━━━━━ DATA PROVIDED ━━━━━

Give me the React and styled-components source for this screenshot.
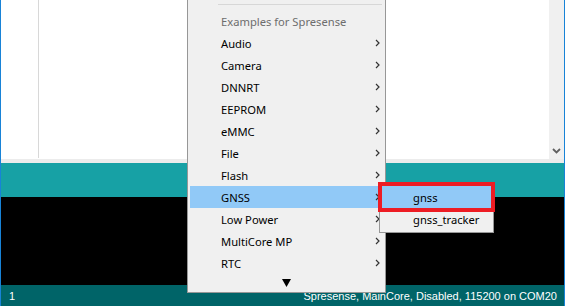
import React from "react";
import styled, { createGlobalStyle } from "styled-components";

const Global = createGlobalStyle`
  html, body { margin: 0; padding: 0; }
  body { width: 565px; height: 306px; overflow: hidden; background: #fff; }
  #root { width: 565px; height: 306px; }
  * { box-sizing: border-box; }
`;

const Window = styled.div`
  position: relative;
  width: 565px;
  height: 306px;
  border-left: 1px solid #1883d7;
  border-right: 1px solid #1883d7;
  display: flex;
  flex-direction: column;
  overflow: hidden;
  font-family: "Liberation Sans", Arial, sans-serif;
`;

const Editor = styled.div`
  height: 159px;
  display: flex;
  background: #fff;
`;

const Gutter = styled.div`
  width: 38px;
  border-right: 1px solid #d8d8d8;
  margin-bottom: 1px;
`;

const Code = styled.div`
  flex: 1;
`;

const Scrollbar = styled.div`
  width: 15px;
  background: #f0f0f0;
  display: flex;
  flex-direction: column;
  justify-content: flex-end;
  align-items: center;
  padding-bottom: 5px;
`;

const Strip = styled.div`
  height: 4px;
  background: #ececec;
`;

const Toolbar = styled.div`
  height: 34px;
  background: #17a1a5;
`;

const Console = styled.div`
  flex: 1;
  background: #000;
`;

const Status = styled.div`
  height: 21px;
  background: #006468;
  color: #fff;
  font-size: 11px;
  display: flex;
  align-items: center;
  justify-content: space-between;
  padding: 0 7px 0 8px;
`;

const Menu = styled.div`
  position: absolute;
  left: 186px;
  top: 0;
  width: 199px;
  height: 293px;
  background: #f0f0f0;
  border: 1px solid #979797;
  border-top: none;
  padding: 4px 2px 0 2px;
  display: flex;
  flex-direction: column;
  font-family: "Noto Sans", "Open Sans", sans-serif;
  font-size: 11.2px;
`;

const Separator = styled.div`
  height: 1px;
  flex: none;
  background: #d7d7d7;
  margin: 0 1px 5px 28px;
`;

const Item = styled.div`
  height: 22px;
  flex: none;
  display: flex;
  align-items: center;
  justify-content: space-between;
  padding: 0 3px 0 31px;
  color: ${(p) => (p.$muted ? "#6d6d6d" : "#000")};
  background: ${(p) => (p.$active ? "#91c9f7" : "transparent")};
`;

const MoreRow = styled.div`
  height: 18px;
  display: flex;
  justify-content: center;
  align-items: center;
`;

const SubMenu = styled.div`
  position: absolute;
  left: 378px;
  top: 183px;
  width: 115px;
  background: #f0f0f0;
  border: 1px solid #979797;
  padding: 2px;
  display: flex;
  flex-direction: column;
  font-family: "Noto Sans", "Open Sans", sans-serif;
  font-size: 11.2px;
`;

const Highlight = styled.div`
  position: absolute;
  left: 377px;
  top: 182px;
  width: 117px;
  height: 30px;
  border: 4px solid #ed1c24;
`;

const Chevron = () => (
  <svg width="5" height="8" viewBox="0 0 5 8">
    <path d="M1 1 L4 4 L1 7" fill="none" stroke="#333" strokeWidth="1.2" />
  </svg>
);

const DownChevron = () => (
  <svg width="9" height="6" viewBox="0 0 9 6">
    <path d="M1 1 L4.5 4.5 L8 1" fill="none" stroke="#606060" strokeWidth="1.8" />
  </svg>
);

const items = [
  "Audio",
  "Camera",
  "DNNRT",
  "EEPROM",
  "eMMC",
  "File",
  "Flash",
  "GNSS",
  "Low Power",
  "MultiCore MP",
  "RTC",
];

export default function App() {
  return (
    <>
      <Global />
      <Window>
        <Editor>
          <Gutter />
          <Code />
          <Scrollbar>
            <DownChevron />
          </Scrollbar>
        </Editor>
        <Strip />
        <Toolbar />
        <Console />
        <Status>
          <span>1</span>
          <span>Spresense, MainCore, Disabled, 115200 on COM20</span>
        </Status>
        <Menu>
          <Separator />
          <Item $muted>Examples for Spresense</Item>
          {items.map((name) => (
            <Item key={name} $active={name === "GNSS"}>
              <span>{name}</span>
              <Chevron />
            </Item>
          ))}
          <MoreRow>
            <svg width="9" height="8" viewBox="0 0 9 8">
              <path d="M0 0 H9 L4.5 8 Z" fill="#000" />
            </svg>
          </MoreRow>
        </Menu>
        <SubMenu>
          <Item $active>gnss</Item>
          <Item>gnss_tracker</Item>
        </SubMenu>
        <Highlight />
      </Window>
    </>
  );
}
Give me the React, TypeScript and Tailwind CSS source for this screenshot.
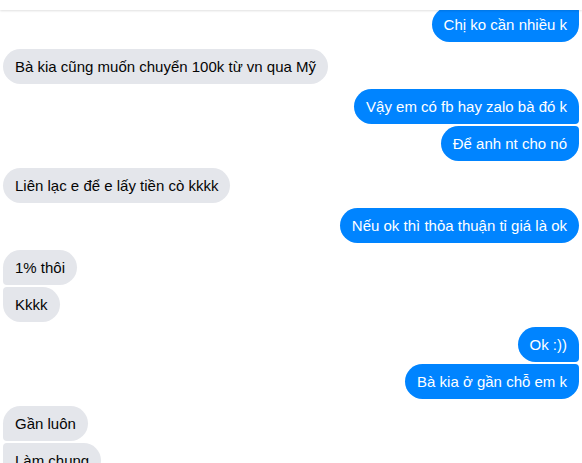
const messages = [
  { text: "Chị ko cần nhiều k", mine: true, gap: "mt-0", corner: "rounded-tr-[4px]" },
  { text: "Bà kia cũng muốn chuyển 100k từ vn qua Mỹ", mine: false, gap: "mt-[7px]", corner: "" },
  { text: "Vậy em có fb hay zalo bà đó k", mine: true, gap: "mt-[5px]", corner: "rounded-br-[4px]" },
  { text: "Để anh nt cho nó", mine: true, gap: "mt-[2px]", corner: "rounded-tr-[4px]" },
  { text: "Liên lạc e để e lấy tiền cò kkkk", mine: false, gap: "mt-[7px]", corner: "" },
  { text: "Nếu ok thì thỏa thuận tỉ giá là ok", mine: true, gap: "mt-[5px]", corner: "" },
  { text: "1% thôi", mine: false, gap: "mt-[7px]", corner: "rounded-bl-[4px]" },
  { text: "Kkkk", mine: false, gap: "mt-[2px]", corner: "rounded-tl-[4px]" },
  { text: "Ok :))", mine: true, gap: "mt-[5px]", corner: "rounded-br-[4px]" },
  { text: "Bà kia ở gần chỗ em k", mine: true, gap: "mt-[2px]", corner: "rounded-tr-[4px]" },
  { text: "Gần luôn", mine: false, gap: "mt-[7px]", corner: "rounded-bl-[4px]" },
  { text: "Làm chung", mine: false, gap: "mt-[2px]", corner: "rounded-tl-[4px] rounded-bl-[4px]" },
];

function Bubble({ text, mine, gap, corner }: (typeof messages)[number]) {
  return (
    <div className={`flex ${mine ? "justify-end" : "justify-start"} ${gap}`}>
      <div
        className={`rounded-[18px] px-3 py-2 text-[15px] leading-[19px] whitespace-nowrap ${corner} ${
          mine ? "bg-[#0084ff] text-white" : "bg-[#e4e6eb] text-[#050505]"
        }`}
      >
        {text}
      </div>
    </div>
  );
}

export default function App() {
  return (
    <div className="h-[463px] w-[582px] overflow-hidden bg-white font-['Liberation_Sans',Arial,sans-serif]">
      {/* header strip over the scrolled thread */}
      <div className="relative z-10 h-[10px] bg-white shadow-[0_1px_2px_rgba(0,0,0,0.12)]" />

      <div className="-mt-[3px] flex flex-col px-[3px]">
        {messages.map((m, i) => (
          <Bubble key={i} {...m} />
        ))}
      </div>
    </div>
  );
}
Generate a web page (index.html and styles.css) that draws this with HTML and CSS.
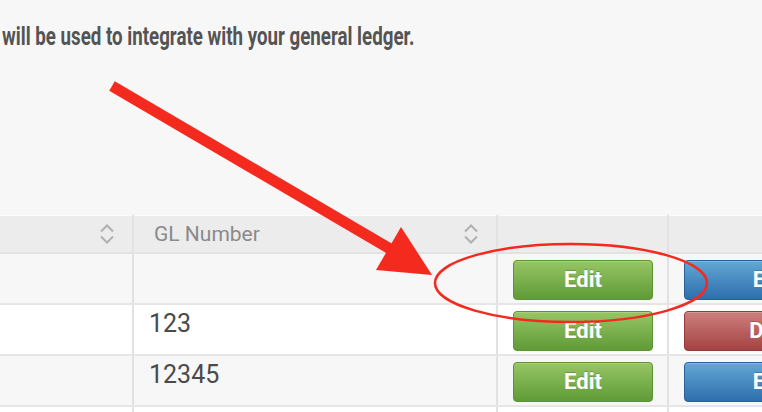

━━━━━

WHAT IS BEING ASKED →
In your copy of the listing above, reproduce each line exactly and omit all pictures.

EXERCISE RESULT →
Give me the React and styled-components source for this screenshot.
import React from "react";
import styled, { createGlobalStyle } from "styled-components";

const Global = createGlobalStyle`
  html, body { margin: 0; padding: 0; }
  body { width: 565px; height: 306px; overflow: hidden; background: #fff; }
  #root { width: 565px; height: 306px; }
  * { box-sizing: border-box; }
`;

const Window = styled.div`
  position: relative;
  width: 565px;
  height: 306px;
  border-left: 1px solid #1883d7;
  border-right: 1px solid #1883d7;
  display: flex;
  flex-direction: column;
  overflow: hidden;
  font-family: "Liberation Sans", Arial, sans-serif;
`;

const Editor = styled.div`
  height: 159px;
  display: flex;
  background: #fff;
`;

const Gutter = styled.div`
  width: 38px;
  border-right: 1px solid #d8d8d8;
  margin-bottom: 1px;
`;

const Code = styled.div`
  flex: 1;
`;

const Scrollbar = styled.div`
  width: 15px;
  background: #f0f0f0;
  display: flex;
  flex-direction: column;
  justify-content: flex-end;
  align-items: center;
  padding-bottom: 5px;
`;

const Strip = styled.div`
  height: 4px;
  background: #ececec;
`;

const Toolbar = styled.div`
  height: 34px;
  background: #17a1a5;
`;

const Console = styled.div`
  flex: 1;
  background: #000;
`;

const Status = styled.div`
  height: 21px;
  background: #006468;
  color: #fff;
  font-size: 11px;
  display: flex;
  align-items: center;
  justify-content: space-between;
  padding: 0 7px 0 8px;
`;

const Menu = styled.div`
  position: absolute;
  left: 186px;
  top: 0;
  width: 199px;
  height: 293px;
  background: #f0f0f0;
  border: 1px solid #979797;
  border-top: none;
  padding: 4px 2px 0 2px;
  display: flex;
  flex-direction: column;
  font-family: "Noto Sans", "Open Sans", sans-serif;
  font-size: 11.2px;
`;

const Separator = styled.div`
  height: 1px;
  flex: none;
  background: #d7d7d7;
  margin: 0 1px 5px 28px;
`;

const Item = styled.div`
  height: 22px;
  flex: none;
  display: flex;
  align-items: center;
  justify-content: space-between;
  padding: 0 3px 0 31px;
  color: ${(p) => (p.$muted ? "#6d6d6d" : "#000")};
  background: ${(p) => (p.$active ? "#91c9f7" : "transparent")};
`;

const MoreRow = styled.div`
  height: 18px;
  display: flex;
  justify-content: center;
  align-items: center;
`;

const SubMenu = styled.div`
  position: absolute;
  left: 378px;
  top: 183px;
  width: 115px;
  background: #f0f0f0;
  border: 1px solid #979797;
  padding: 2px;
  display: flex;
  flex-direction: column;
  font-family: "Noto Sans", "Open Sans", sans-serif;
  font-size: 11.2px;
`;

const Highlight = styled.div`
  position: absolute;
  left: 377px;
  top: 182px;
  width: 117px;
  height: 30px;
  border: 4px solid #ed1c24;
`;

const Chevron = () => (
  <svg width="5" height="8" viewBox="0 0 5 8">
    <path d="M1 1 L4 4 L1 7" fill="none" stroke="#333" strokeWidth="1.2" />
  </svg>
);

const DownChevron = () => (
  <svg width="9" height="6" viewBox="0 0 9 6">
    <path d="M1 1 L4.5 4.5 L8 1" fill="none" stroke="#606060" strokeWidth="1.8" />
  </svg>
);

const items = [
  "Audio",
  "Camera",
  "DNNRT",
  "EEPROM",
  "eMMC",
  "File",
  "Flash",
  "GNSS",
  "Low Power",
  "MultiCore MP",
  "RTC",
];

export default function App() {
  return (
    <>
      <Global />
      <Window>
        <Editor>
          <Gutter />
          <Code />
          <Scrollbar>
            <DownChevron />
          </Scrollbar>
        </Editor>
        <Strip />
        <Toolbar />
        <Console />
        <Status>
          <span>1</span>
          <span>Spresense, MainCore, Disabled, 115200 on COM20</span>
        </Status>
        <Menu>
          <Separator />
          <Item $muted>Examples for Spresense</Item>
          {items.map((name) => (
            <Item key={name} $active={name === "GNSS"}>
              <span>{name}</span>
              <Chevron />
            </Item>
          ))}
          <MoreRow>
            <svg width="9" height="8" viewBox="0 0 9 8">
              <path d="M0 0 H9 L4.5 8 Z" fill="#000" />
            </svg>
          </MoreRow>
        </Menu>
        <SubMenu>
          <Item $active>gnss</Item>
          <Item>gnss_tracker</Item>
        </SubMenu>
        <Highlight />
      </Window>
    </>
  );
}
Give me the React, TypeScript and Tailwind CSS source for this screenshot.
const messages = [
  { text: "Chị ko cần nhiều k", mine: true, gap: "mt-0", corner: "rounded-tr-[4px]" },
  { text: "Bà kia cũng muốn chuyển 100k từ vn qua Mỹ", mine: false, gap: "mt-[7px]", corner: "" },
  { text: "Vậy em có fb hay zalo bà đó k", mine: true, gap: "mt-[5px]", corner: "rounded-br-[4px]" },
  { text: "Để anh nt cho nó", mine: true, gap: "mt-[2px]", corner: "rounded-tr-[4px]" },
  { text: "Liên lạc e để e lấy tiền cò kkkk", mine: false, gap: "mt-[7px]", corner: "" },
  { text: "Nếu ok thì thỏa thuận tỉ giá là ok", mine: true, gap: "mt-[5px]", corner: "" },
  { text: "1% thôi", mine: false, gap: "mt-[7px]", corner: "rounded-bl-[4px]" },
  { text: "Kkkk", mine: false, gap: "mt-[2px]", corner: "rounded-tl-[4px]" },
  { text: "Ok :))", mine: true, gap: "mt-[5px]", corner: "rounded-br-[4px]" },
  { text: "Bà kia ở gần chỗ em k", mine: true, gap: "mt-[2px]", corner: "rounded-tr-[4px]" },
  { text: "Gần luôn", mine: false, gap: "mt-[7px]", corner: "rounded-bl-[4px]" },
  { text: "Làm chung", mine: false, gap: "mt-[2px]", corner: "rounded-tl-[4px] rounded-bl-[4px]" },
];

function Bubble({ text, mine, gap, corner }: (typeof messages)[number]) {
  return (
    <div className={`flex ${mine ? "justify-end" : "justify-start"} ${gap}`}>
      <div
        className={`rounded-[18px] px-3 py-2 text-[15px] leading-[19px] whitespace-nowrap ${corner} ${
          mine ? "bg-[#0084ff] text-white" : "bg-[#e4e6eb] text-[#050505]"
        }`}
      >
        {text}
      </div>
    </div>
  );
}

export default function App() {
  return (
    <div className="h-[463px] w-[582px] overflow-hidden bg-white font-['Liberation_Sans',Arial,sans-serif]">
      {/* header strip over the scrolled thread */}
      <div className="relative z-10 h-[10px] bg-white shadow-[0_1px_2px_rgba(0,0,0,0.12)]" />

      <div className="-mt-[3px] flex flex-col px-[3px]">
        {messages.map((m, i) => (
          <Bubble key={i} {...m} />
        ))}
      </div>
    </div>
  );
}
Generate a web page (index.html and styles.css) that draws this with HTML and CSS.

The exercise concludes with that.